* **What this task involves**:
Leaving out every picture, quote the data below exactly as it appears.

-- -- --

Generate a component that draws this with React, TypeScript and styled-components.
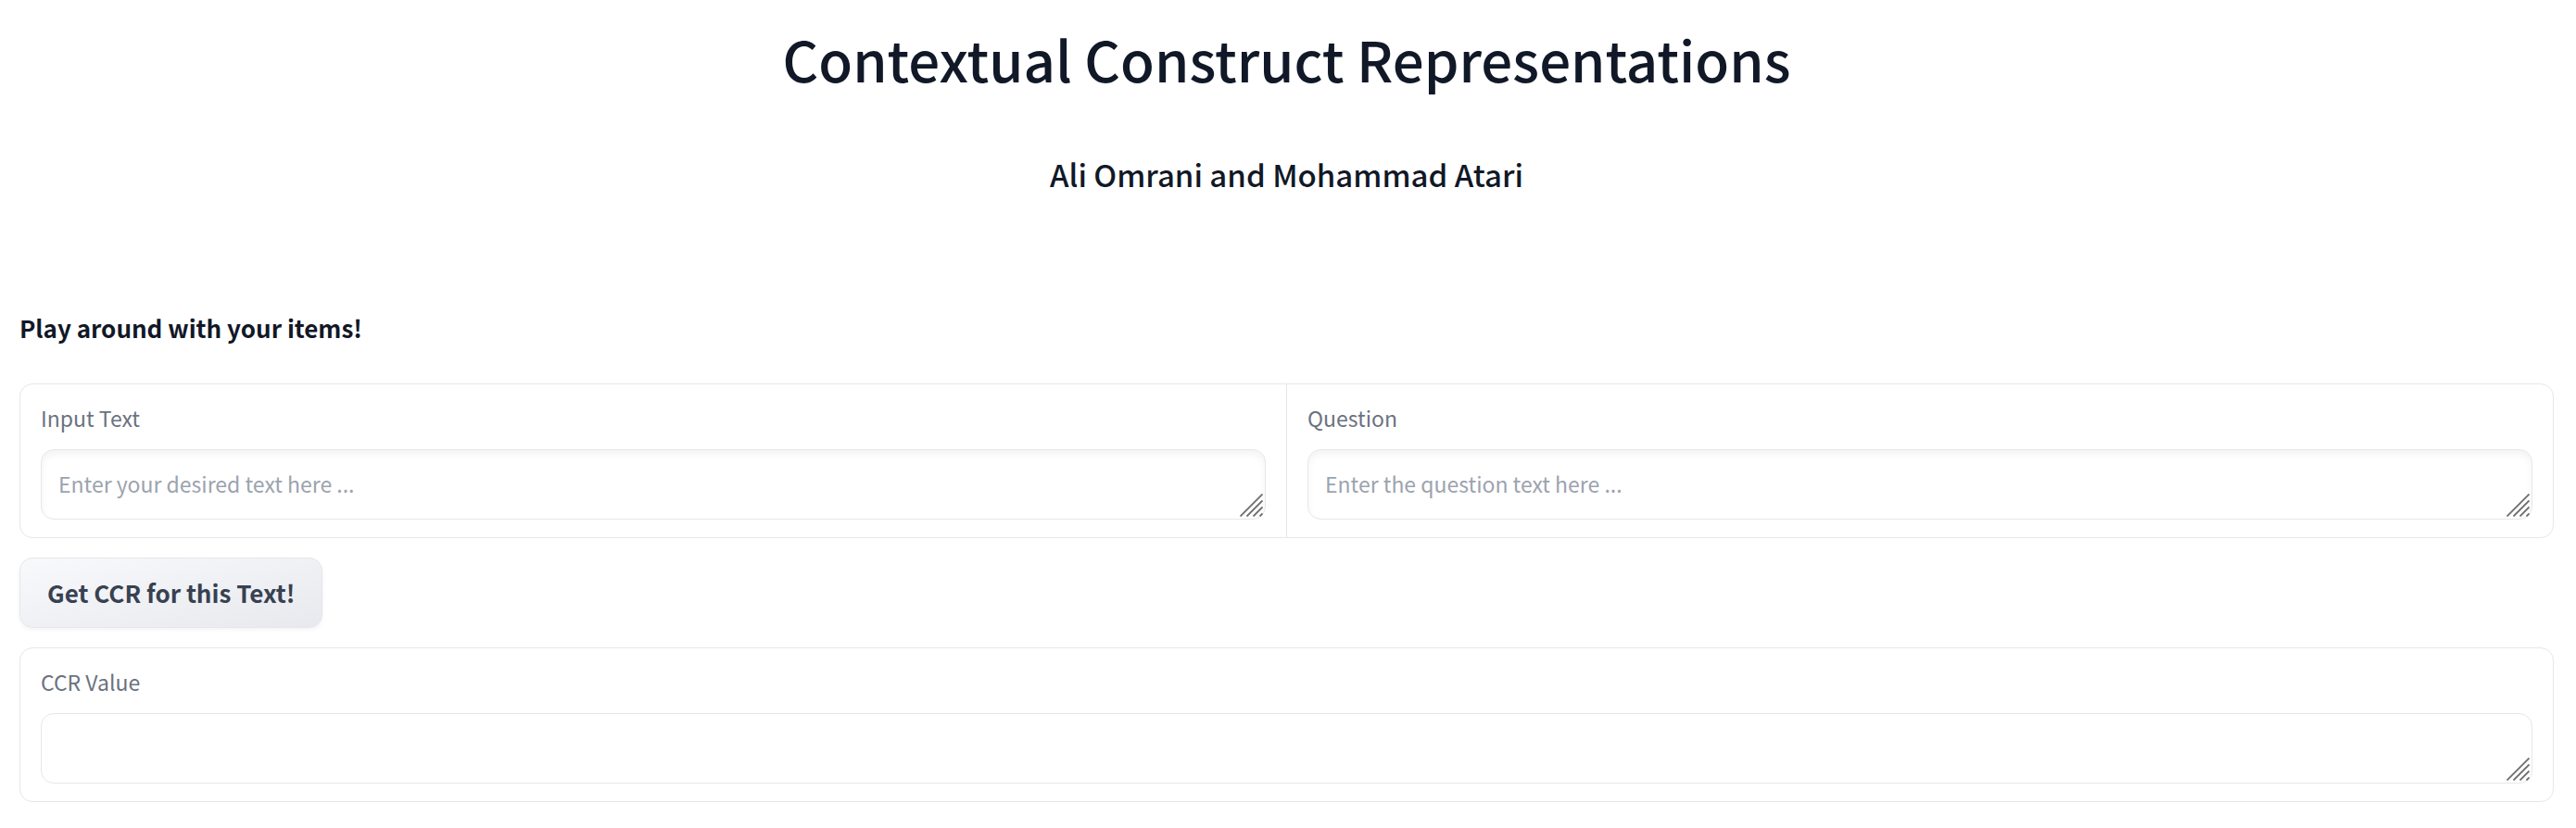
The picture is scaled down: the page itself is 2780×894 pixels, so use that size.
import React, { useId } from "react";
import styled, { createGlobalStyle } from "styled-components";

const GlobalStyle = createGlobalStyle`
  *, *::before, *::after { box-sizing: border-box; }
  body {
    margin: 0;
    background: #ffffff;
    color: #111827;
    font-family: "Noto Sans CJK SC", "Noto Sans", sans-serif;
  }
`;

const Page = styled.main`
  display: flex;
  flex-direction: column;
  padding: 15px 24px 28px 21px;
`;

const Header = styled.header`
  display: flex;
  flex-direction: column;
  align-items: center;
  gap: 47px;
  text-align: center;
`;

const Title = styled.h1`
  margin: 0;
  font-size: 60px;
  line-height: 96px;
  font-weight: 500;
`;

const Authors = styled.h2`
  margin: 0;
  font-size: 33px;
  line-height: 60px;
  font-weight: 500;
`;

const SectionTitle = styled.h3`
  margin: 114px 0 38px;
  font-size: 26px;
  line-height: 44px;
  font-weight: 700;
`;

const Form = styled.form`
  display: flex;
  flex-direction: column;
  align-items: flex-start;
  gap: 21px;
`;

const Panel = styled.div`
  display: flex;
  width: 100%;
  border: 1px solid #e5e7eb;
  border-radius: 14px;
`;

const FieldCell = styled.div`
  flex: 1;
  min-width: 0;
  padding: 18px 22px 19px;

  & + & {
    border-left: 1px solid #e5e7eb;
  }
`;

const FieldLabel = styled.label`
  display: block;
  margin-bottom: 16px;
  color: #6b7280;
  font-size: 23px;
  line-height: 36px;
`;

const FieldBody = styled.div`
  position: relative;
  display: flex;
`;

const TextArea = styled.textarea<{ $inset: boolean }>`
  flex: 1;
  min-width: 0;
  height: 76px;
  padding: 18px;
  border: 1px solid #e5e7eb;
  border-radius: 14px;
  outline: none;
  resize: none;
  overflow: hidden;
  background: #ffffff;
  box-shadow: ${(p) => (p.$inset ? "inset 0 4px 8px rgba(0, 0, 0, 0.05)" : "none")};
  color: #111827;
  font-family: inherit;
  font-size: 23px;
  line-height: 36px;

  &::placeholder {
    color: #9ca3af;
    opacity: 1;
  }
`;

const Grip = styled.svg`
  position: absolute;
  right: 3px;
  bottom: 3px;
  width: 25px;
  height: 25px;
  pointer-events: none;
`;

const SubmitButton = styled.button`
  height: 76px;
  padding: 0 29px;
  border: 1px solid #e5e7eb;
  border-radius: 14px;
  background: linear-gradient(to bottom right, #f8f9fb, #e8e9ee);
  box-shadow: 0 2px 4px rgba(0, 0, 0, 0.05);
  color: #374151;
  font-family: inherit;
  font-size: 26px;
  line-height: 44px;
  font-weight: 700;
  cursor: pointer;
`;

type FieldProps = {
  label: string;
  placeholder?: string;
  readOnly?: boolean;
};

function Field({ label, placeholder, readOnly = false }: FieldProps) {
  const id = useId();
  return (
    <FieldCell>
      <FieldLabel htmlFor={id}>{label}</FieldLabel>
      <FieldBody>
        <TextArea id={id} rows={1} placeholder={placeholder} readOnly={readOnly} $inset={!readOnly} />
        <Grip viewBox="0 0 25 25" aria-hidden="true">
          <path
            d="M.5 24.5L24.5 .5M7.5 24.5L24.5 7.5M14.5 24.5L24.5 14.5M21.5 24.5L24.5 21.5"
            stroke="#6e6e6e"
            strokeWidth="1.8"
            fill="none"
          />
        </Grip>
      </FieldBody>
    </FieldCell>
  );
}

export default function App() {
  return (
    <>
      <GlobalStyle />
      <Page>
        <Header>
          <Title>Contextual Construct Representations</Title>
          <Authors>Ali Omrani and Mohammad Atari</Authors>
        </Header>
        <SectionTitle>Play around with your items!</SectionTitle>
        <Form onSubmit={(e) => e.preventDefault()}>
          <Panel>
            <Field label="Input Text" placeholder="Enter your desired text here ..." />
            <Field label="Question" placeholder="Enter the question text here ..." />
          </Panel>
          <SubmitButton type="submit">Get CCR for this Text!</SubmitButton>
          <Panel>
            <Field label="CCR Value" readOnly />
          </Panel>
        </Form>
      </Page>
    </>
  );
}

-- -- --

* **Written reply**:
Generate a component that draws this with React, TypeScript and styled-components.
The picture is scaled down: the page itself is 2780×894 pixels, so use that size.
import React, { useId } from "react";
import styled, { createGlobalStyle } from "styled-components";

const GlobalStyle = createGlobalStyle`
  *, *::before, *::after { box-sizing: border-box; }
  body {
    margin: 0;
    background: #ffffff;
    color: #111827;
    font-family: "Noto Sans CJK SC", "Noto Sans", sans-serif;
  }
`;

const Page = styled.main`
  display: flex;
  flex-direction: column;
  padding: 15px 24px 28px 21px;
`;

const Header = styled.header`
  display: flex;
  flex-direction: column;
  align-items: center;
  gap: 47px;
  text-align: center;
`;

const Title = styled.h1`
  margin: 0;
  font-size: 60px;
  line-height: 96px;
  font-weight: 500;
`;

const Authors = styled.h2`
  margin: 0;
  font-size: 33px;
  line-height: 60px;
  font-weight: 500;
`;

const SectionTitle = styled.h3`
  margin: 114px 0 38px;
  font-size: 26px;
  line-height: 44px;
  font-weight: 700;
`;

const Form = styled.form`
  display: flex;
  flex-direction: column;
  align-items: flex-start;
  gap: 21px;
`;

const Panel = styled.div`
  display: flex;
  width: 100%;
  border: 1px solid #e5e7eb;
  border-radius: 14px;
`;

const FieldCell = styled.div`
  flex: 1;
  min-width: 0;
  padding: 18px 22px 19px;

  & + & {
    border-left: 1px solid #e5e7eb;
  }
`;

const FieldLabel = styled.label`
  display: block;
  margin-bottom: 16px;
  color: #6b7280;
  font-size: 23px;
  line-height: 36px;
`;

const FieldBody = styled.div`
  position: relative;
  display: flex;
`;

const TextArea = styled.textarea<{ $inset: boolean }>`
  flex: 1;
  min-width: 0;
  height: 76px;
  padding: 18px;
  border: 1px solid #e5e7eb;
  border-radius: 14px;
  outline: none;
  resize: none;
  overflow: hidden;
  background: #ffffff;
  box-shadow: ${(p) => (p.$inset ? "inset 0 4px 8px rgba(0, 0, 0, 0.05)" : "none")};
  color: #111827;
  font-family: inherit;
  font-size: 23px;
  line-height: 36px;

  &::placeholder {
    color: #9ca3af;
    opacity: 1;
  }
`;

const Grip = styled.svg`
  position: absolute;
  right: 3px;
  bottom: 3px;
  width: 25px;
  height: 25px;
  pointer-events: none;
`;

const SubmitButton = styled.button`
  height: 76px;
  padding: 0 29px;
  border: 1px solid #e5e7eb;
  border-radius: 14px;
  background: linear-gradient(to bottom right, #f8f9fb, #e8e9ee);
  box-shadow: 0 2px 4px rgba(0, 0, 0, 0.05);
  color: #374151;
  font-family: inherit;
  font-size: 26px;
  line-height: 44px;
  font-weight: 700;
  cursor: pointer;
`;

type FieldProps = {
  label: string;
  placeholder?: string;
  readOnly?: boolean;
};

function Field({ label, placeholder, readOnly = false }: FieldProps) {
  const id = useId();
  return (
    <FieldCell>
      <FieldLabel htmlFor={id}>{label}</FieldLabel>
      <FieldBody>
        <TextArea id={id} rows={1} placeholder={placeholder} readOnly={readOnly} $inset={!readOnly} />
        <Grip viewBox="0 0 25 25" aria-hidden="true">
          <path
            d="M.5 24.5L24.5 .5M7.5 24.5L24.5 7.5M14.5 24.5L24.5 14.5M21.5 24.5L24.5 21.5"
            stroke="#6e6e6e"
            strokeWidth="1.8"
            fill="none"
          />
        </Grip>
      </FieldBody>
    </FieldCell>
  );
}

export default function App() {
  return (
    <>
      <GlobalStyle />
      <Page>
        <Header>
          <Title>Contextual Construct Representations</Title>
          <Authors>Ali Omrani and Mohammad Atari</Authors>
        </Header>
        <SectionTitle>Play around with your items!</SectionTitle>
        <Form onSubmit={(e) => e.preventDefault()}>
          <Panel>
            <Field label="Input Text" placeholder="Enter your desired text here ..." />
            <Field label="Question" placeholder="Enter the question text here ..." />
          </Panel>
          <SubmitButton type="submit">Get CCR for this Text!</SubmitButton>
          <Panel>
            <Field label="CCR Value" readOnly />
          </Panel>
        </Form>
      </Page>
    </>
  );
}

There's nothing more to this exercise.